SHORT EXERCISE> Can you write out all the lines word for word, with no pictures?

PROVIDED MATERIAL>
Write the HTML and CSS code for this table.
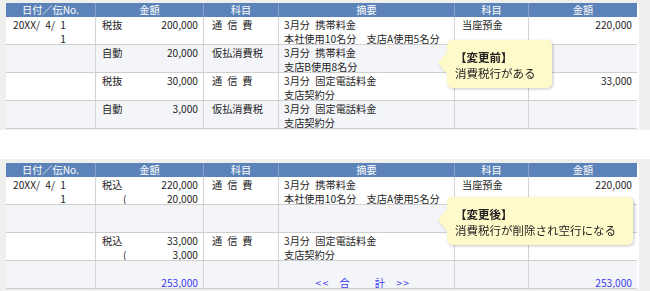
FILE: index.html
```html
<!DOCTYPE html>
<html lang="ja">
<head>
<meta charset="utf-8">
<link rel="stylesheet" href="styles.css">
</head>
<body>
<section class="panel panel-top">
  <div class="sheet">
    <div class="grid">
      <div class="hd">日付／伝No.</div><div class="hd">金額</div><div class="hd">科目</div><div class="hd">摘要</div><div class="hd">科目</div><div class="hd hd-last">金額</div>

      <div class="c c1"><span class="date">20XX/ 4/ 1<br>1</span></div>
      <div class="c c2"><div class="ln"><span>税抜</span><span>200,000</span></div></div>
      <div class="c c3"><span class="sp">通信費</span></div>
      <div class="c c4">3月分 携帯料金<br>本社使用10名分　支店A使用5名分</div>
      <div class="c c5">当座預金</div>
      <div class="c c6 num">220,000</div>

      <div class="c c1 alt"></div>
      <div class="c c2 alt"><div class="ln"><span>自動</span><span>20,000</span></div></div>
      <div class="c c3 alt">仮払消費税</div>
      <div class="c c4 alt">3月分 携帯料金<br>支店B使用8名分</div>
      <div class="c c5 alt"></div>
      <div class="c c6 alt num"></div>

      <div class="c c1"></div>
      <div class="c c2"><div class="ln"><span>税抜</span><span>30,000</span></div></div>
      <div class="c c3"><span class="sp">通信費</span></div>
      <div class="c c4">3月分 固定電話料金<br>支店契約分</div>
      <div class="c c5"></div>
      <div class="c c6 num">33,000</div>

      <div class="c c1 alt"></div>
      <div class="c c2 alt"><div class="ln"><span>自動</span><span>3,000</span></div></div>
      <div class="c c3 alt">仮払消費税</div>
      <div class="c c4 alt">3月分 固定電話料金<br>支店契約分</div>
      <div class="c c5 alt"></div>
      <div class="c c6 alt num"></div>
    </div>
  </div>
  <div class="callout callout-top">
    <strong>【変更前】</strong><br>消費税行がある
  </div>
</section>

<section class="panel panel-bottom">
  <div class="sheet">
    <div class="grid">
      <div class="hd">日付／伝No.</div><div class="hd">金額</div><div class="hd">科目</div><div class="hd">摘要</div><div class="hd">科目</div><div class="hd hd-last">金額</div>

      <div class="c c1"><span class="date">20XX/ 4/ 1<br>1</span></div>
      <div class="c c2"><div class="ln"><span>税込</span><span>220,000</span></div><div class="ln"><span class="paren">(</span><span>20,000</span></div></div>
      <div class="c c3"><span class="sp">通信費</span></div>
      <div class="c c4">3月分 携帯料金<br>本社使用10名分　支店A使用5名分</div>
      <div class="c c5">当座預金</div>
      <div class="c c6 num">220,000</div>

      <div class="c c1 alt"></div>
      <div class="c c2 alt"></div>
      <div class="c c3 alt"></div>
      <div class="c c4 alt"></div>
      <div class="c c5 alt"></div>
      <div class="c c6 alt"></div>

      <div class="c c1"></div>
      <div class="c c2"><div class="ln"><span>税込</span><span>33,000</span></div><div class="ln"><span class="paren">(</span><span>3,000</span></div></div>
      <div class="c c3"><span class="sp">通信費</span></div>
      <div class="c c4">3月分 固定電話料金<br>支店契約分</div>
      <div class="c c5"></div>
      <div class="c c6 num"></div>

      <div class="c c1 alt"></div>
      <div class="c c2 alt num total"><br>253,000</div>
      <div class="c c3 alt"></div>
      <div class="c c4 alt total center"><br><span class="sum">&lt;&lt; 合　　計 &gt;&gt;</span></div>
      <div class="c c5 alt"></div>
      <div class="c c6 alt num total"><br>253,000</div>
    </div>
  </div>
  <div class="callout callout-bottom">
    <strong>【変更後】</strong><br>消費税行が削除され空行になる
  </div>
</section>
</body>
</html>
```

FILE: styles.css
```css
html, body {
  margin: 0;
  padding: 0;
  background: #ffffff;
}
body {
  font-family: "Noto Sans CJK JP", "Noto Sans", sans-serif;
  color: #1e1e1e;
  width: 650px;
}
.panel {
  position: relative;
  background: #efefef;
  padding-left: 6px;
  overflow: hidden;
}
.panel-top {
  height: 130px;
  padding-top: 3px;
  box-sizing: border-box;
}
.panel-bottom {
  margin-top: 29px;
  height: 132px;
  padding-top: 4px;
  box-sizing: border-box;
}
.sheet {
  width: 633px;
  background: #ffffff;
}
.grid {
  display: grid;
  grid-template-columns: 90px 108px 75px 176px 74px 108px;
  grid-auto-rows: 28px;
  grid-template-rows: 14px;
  font-size: 10.2px;
  line-height: 14px;
  word-spacing: 3px;
}
.hd {
  background: #5b83b9;
  color: #ffffff;
  text-align: center;
  border-right: 1px solid #86a2cb;
  line-height: 14px;
}
.hd-last {
  border-right: none;
}
.c {
  box-sizing: border-box;
  border-right: 1px solid #d3d3d3;
  border-bottom: 1px solid #cfcfcf;
  padding: 1px 5px 0 6px;
  background: #ffffff;
  white-space: nowrap;
  overflow: hidden;
}
.c6 {
  border-right: none;
}
.alt {
  background: #f4f5f9;
}
.c1 {
  padding-left: 7px;
}
.date {
  display: inline-block;
  text-align: right;
}
.c3 {
  padding-left: 8px;
}
.c4 {
  padding-left: 5px;
}
.c5 {
  padding-left: 7px;
}
.sp {
  letter-spacing: 5px;
}
.ln {
  display: flex;
  justify-content: space-between;
}
.paren {
  padding-left: 21px;
}
.num {
  text-align: right;
}
.total {
  color: #3a3af0;
}
.center {
  text-align: center;
  padding-right: 12px;
}
.sum {
  letter-spacing: 1.5px;
  word-spacing: 6px;
}
.callout {
  position: absolute;
  left: 447px;
  height: 48px;
  box-sizing: border-box;
  padding: 9px 0 0 8px;
  background: #fffac9;
  border-radius: 5px;
  font-size: 11.5px;
  line-height: 16px;
  color: #222222;
  white-space: nowrap;
  filter: drop-shadow(1px 1px 1.5px rgba(0, 0, 0, 0.22));
}
.callout strong {
  font-weight: 700;
}
.callout::before {
  content: "";
  position: absolute;
  left: -9px;
  top: 12px;
  border-right: 9px solid #fffac9;
  border-top: 11px solid transparent;
  border-bottom: 11px solid transparent;
}
.callout-top {
  top: 40px;
  width: 105px;
}
.callout-bottom {
  top: 38px;
  width: 186px;
}
```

EXERCISE RESPONSE>
Write the HTML and CSS code for this table.
FILE: index.html
```html
<!DOCTYPE html>
<html lang="ja">
<head>
<meta charset="utf-8">
<link rel="stylesheet" href="styles.css">
</head>
<body>
<section class="panel panel-top">
  <div class="sheet">
    <div class="grid">
      <div class="hd">日付／伝No.</div><div class="hd">金額</div><div class="hd">科目</div><div class="hd">摘要</div><div class="hd">科目</div><div class="hd hd-last">金額</div>

      <div class="c c1"><span class="date">20XX/ 4/ 1<br>1</span></div>
      <div class="c c2"><div class="ln"><span>税抜</span><span>200,000</span></div></div>
      <div class="c c3"><span class="sp">通信費</span></div>
      <div class="c c4">3月分 携帯料金<br>本社使用10名分　支店A使用5名分</div>
      <div class="c c5">当座預金</div>
      <div class="c c6 num">220,000</div>

      <div class="c c1 alt"></div>
      <div class="c c2 alt"><div class="ln"><span>自動</span><span>20,000</span></div></div>
      <div class="c c3 alt">仮払消費税</div>
      <div class="c c4 alt">3月分 携帯料金<br>支店B使用8名分</div>
      <div class="c c5 alt"></div>
      <div class="c c6 alt num"></div>

      <div class="c c1"></div>
      <div class="c c2"><div class="ln"><span>税抜</span><span>30,000</span></div></div>
      <div class="c c3"><span class="sp">通信費</span></div>
      <div class="c c4">3月分 固定電話料金<br>支店契約分</div>
      <div class="c c5"></div>
      <div class="c c6 num">33,000</div>

      <div class="c c1 alt"></div>
      <div class="c c2 alt"><div class="ln"><span>自動</span><span>3,000</span></div></div>
      <div class="c c3 alt">仮払消費税</div>
      <div class="c c4 alt">3月分 固定電話料金<br>支店契約分</div>
      <div class="c c5 alt"></div>
      <div class="c c6 alt num"></div>
    </div>
  </div>
  <div class="callout callout-top">
    <strong>【変更前】</strong><br>消費税行がある
  </div>
</section>

<section class="panel panel-bottom">
  <div class="sheet">
    <div class="grid">
      <div class="hd">日付／伝No.</div><div class="hd">金額</div><div class="hd">科目</div><div class="hd">摘要</div><div class="hd">科目</div><div class="hd hd-last">金額</div>

      <div class="c c1"><span class="date">20XX/ 4/ 1<br>1</span></div>
      <div class="c c2"><div class="ln"><span>税込</span><span>220,000</span></div><div class="ln"><span class="paren">(</span><span>20,000</span></div></div>
      <div class="c c3"><span class="sp">通信費</span></div>
      <div class="c c4">3月分 携帯料金<br>本社使用10名分　支店A使用5名分</div>
      <div class="c c5">当座預金</div>
      <div class="c c6 num">220,000</div>

      <div class="c c1 alt"></div>
      <div class="c c2 alt"></div>
      <div class="c c3 alt"></div>
      <div class="c c4 alt"></div>
      <div class="c c5 alt"></div>
      <div class="c c6 alt"></div>

      <div class="c c1"></div>
      <div class="c c2"><div class="ln"><span>税込</span><span>33,000</span></div><div class="ln"><span class="paren">(</span><span>3,000</span></div></div>
      <div class="c c3"><span class="sp">通信費</span></div>
      <div class="c c4">3月分 固定電話料金<br>支店契約分</div>
      <div class="c c5"></div>
      <div class="c c6 num"></div>

      <div class="c c1 alt"></div>
      <div class="c c2 alt num total"><br>253,000</div>
      <div class="c c3 alt"></div>
      <div class="c c4 alt total center"><br><span class="sum">&lt;&lt; 合　　計 &gt;&gt;</span></div>
      <div class="c c5 alt"></div>
      <div class="c c6 alt num total"><br>253,000</div>
    </div>
  </div>
  <div class="callout callout-bottom">
    <strong>【変更後】</strong><br>消費税行が削除され空行になる
  </div>
</section>
</body>
</html>
```

FILE: styles.css
```css
html, body {
  margin: 0;
  padding: 0;
  background: #ffffff;
}
body {
  font-family: "Noto Sans CJK JP", "Noto Sans", sans-serif;
  color: #1e1e1e;
  width: 650px;
}
.panel {
  position: relative;
  background: #efefef;
  padding-left: 6px;
  overflow: hidden;
}
.panel-top {
  height: 130px;
  padding-top: 3px;
  box-sizing: border-box;
}
.panel-bottom {
  margin-top: 29px;
  height: 132px;
  padding-top: 4px;
  box-sizing: border-box;
}
.sheet {
  width: 633px;
  background: #ffffff;
}
.grid {
  display: grid;
  grid-template-columns: 90px 108px 75px 176px 74px 108px;
  grid-auto-rows: 28px;
  grid-template-rows: 14px;
  font-size: 10.2px;
  line-height: 14px;
  word-spacing: 3px;
}
.hd {
  background: #5b83b9;
  color: #ffffff;
  text-align: center;
  border-right: 1px solid #86a2cb;
  line-height: 14px;
}
.hd-last {
  border-right: none;
}
.c {
  box-sizing: border-box;
  border-right: 1px solid #d3d3d3;
  border-bottom: 1px solid #cfcfcf;
  padding: 1px 5px 0 6px;
  background: #ffffff;
  white-space: nowrap;
  overflow: hidden;
}
.c6 {
  border-right: none;
}
.alt {
  background: #f4f5f9;
}
.c1 {
  padding-left: 7px;
}
.date {
  display: inline-block;
  text-align: right;
}
.c3 {
  padding-left: 8px;
}
.c4 {
  padding-left: 5px;
}
.c5 {
  padding-left: 7px;
}
.sp {
  letter-spacing: 5px;
}
.ln {
  display: flex;
  justify-content: space-between;
}
.paren {
  padding-left: 21px;
}
.num {
  text-align: right;
}
.total {
  color: #3a3af0;
}
.center {
  text-align: center;
  padding-right: 12px;
}
.sum {
  letter-spacing: 1.5px;
  word-spacing: 6px;
}
.callout {
  position: absolute;
  left: 447px;
  height: 48px;
  box-sizing: border-box;
  padding: 9px 0 0 8px;
  background: #fffac9;
  border-radius: 5px;
  font-size: 11.5px;
  line-height: 16px;
  color: #222222;
  white-space: nowrap;
  filter: drop-shadow(1px 1px 1.5px rgba(0, 0, 0, 0.22));
}
.callout strong {
  font-weight: 700;
}
.callout::before {
  content: "";
  position: absolute;
  left: -9px;
  top: 12px;
  border-right: 9px solid #fffac9;
  border-top: 11px solid transparent;
  border-bottom: 11px solid transparent;
}
.callout-top {
  top: 40px;
  width: 105px;
}
.callout-bottom {
  top: 38px;
  width: 186px;
}
```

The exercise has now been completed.